A familiar voice boomed out from the stairway. “What do we have here?” Top asked. “I believe I said you all should stay out of this here basement.”

The boys got to their feet. They didn’t quite stand at attention but they looked like they wanted to.

“Maybe,” Top said, “I’m getting senile in my old age. Dolores, honey, did I tell these people to stay out of the basement?”

“You did, Top,” Dolores called out from upstairs.

“And yet here they all are. What do you suppose we should do about this discrepancy?”

The boys filed out of the basement with bowed heads. When they were gone, Top glanced at Chapel. “You okay, Captain? They didn’t suck up all your air?”

“Just having ourselves a bitch session,” Chapel told him.

Top nodded in acceptance. “Well, I suppose that’s all right. You know what I always say. A soldier who can still bitch is a happy soldier. It’s the quiet ones you have to worry about.”

Chapel smiled. “How was the movie? What did you see?”

“Something about a dog that learned how to work a computer or some nonsense. Didn’t pay attention. But I’ll go see anything’s got a dog in it. Now, good night, my dear captain. You get some rest. That would be an order, if you didn’t outrank me.”

“I’ll take it as one anyway,” Chapel told him.

SOUTH HILLS, PA: MARCH 23, 21:53

When they were alone, just the three of them — Chapel, Julia, and Angel — he let himself be eased down into a prone position so he could go to sleep. “Tomorrow we’ll talk more about that place in Kentucky,” he told Angel.

She nodded and then reached down to touch his cheek. “Good night.”

Julia watched her go. There was a funny look on her face.

“What’s going on between you and her?” Chapel asked.

“Tell you in a minute,” Julia said, then held up one finger. Together they listened for the sound of the basement door closing. “Okay, first, what exactly just happened down here? With all the stories?”

“Sympathy,” Chapel said. “It helps to share, sometimes.”

“Including trying to one-up each other with how bad your stories were, or Suzie telling people to shut up all the time?”
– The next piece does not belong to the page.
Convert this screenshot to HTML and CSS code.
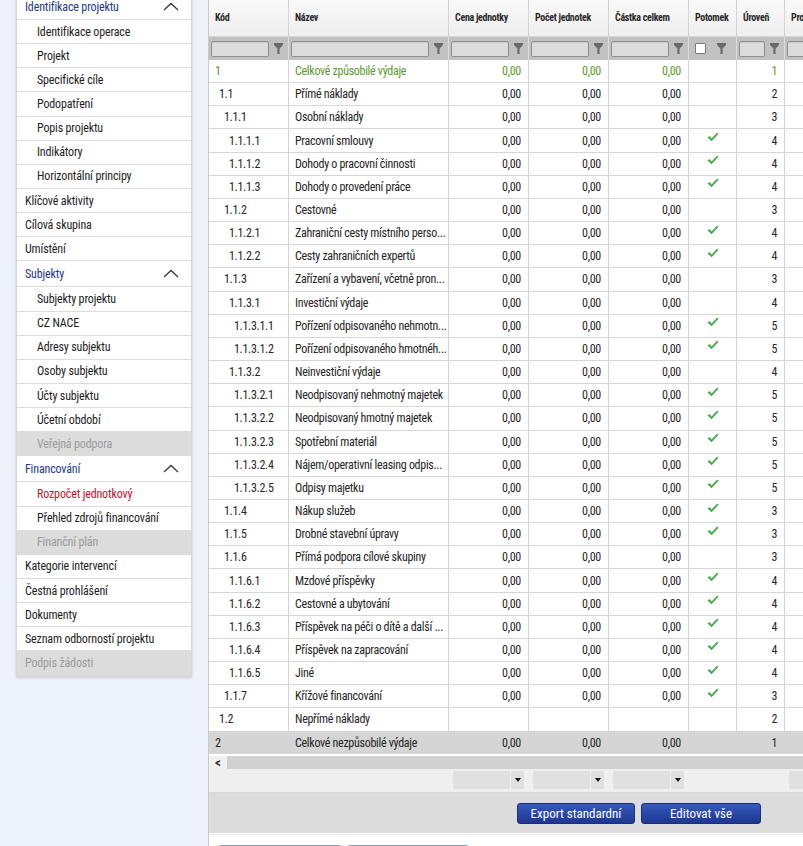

“What you saw,” Chapel told her, “is about the closest you can get to a pity party and still consider yourself a hard-ass soldier. We all need to feel like we’re not alone sometimes, but none of us wants to admit it.” He smiled at her. “Now. Are you going to answer my question?”

She looked away. “Angel has a crush on you.”

“Oh, come on. She and I flirt. It’s harmless,” he insisted.

“You didn’t notice how she was hovering over you? How she just touched your cheek? But of course, no, you didn’t notice. Because you’re an oblivious man.”

He shook his head. “Maybe you’re jealous.”

“I’m trying to decide if I am or not,” she told him.

That made him want to sit up. He didn’t, because he knew how much it would hurt. “Julia — if you think you and I could maybe—”

“Shush. Anyway, this isn’t the time for that conversation. Or the place.”

He grinned at her. “I’m not going anywhere. Doctor’s orders.”

“Veterinarian’s orders,” she said. “Which might be fitting, considering what a dog you are.” She smiled when she said it, but then her face fell. “Okay. If we’re going to do this, let me start. I’m not a jealous person. I don’t like being a jealous person. And I am very angry at you for forcing me to be a jealous person.”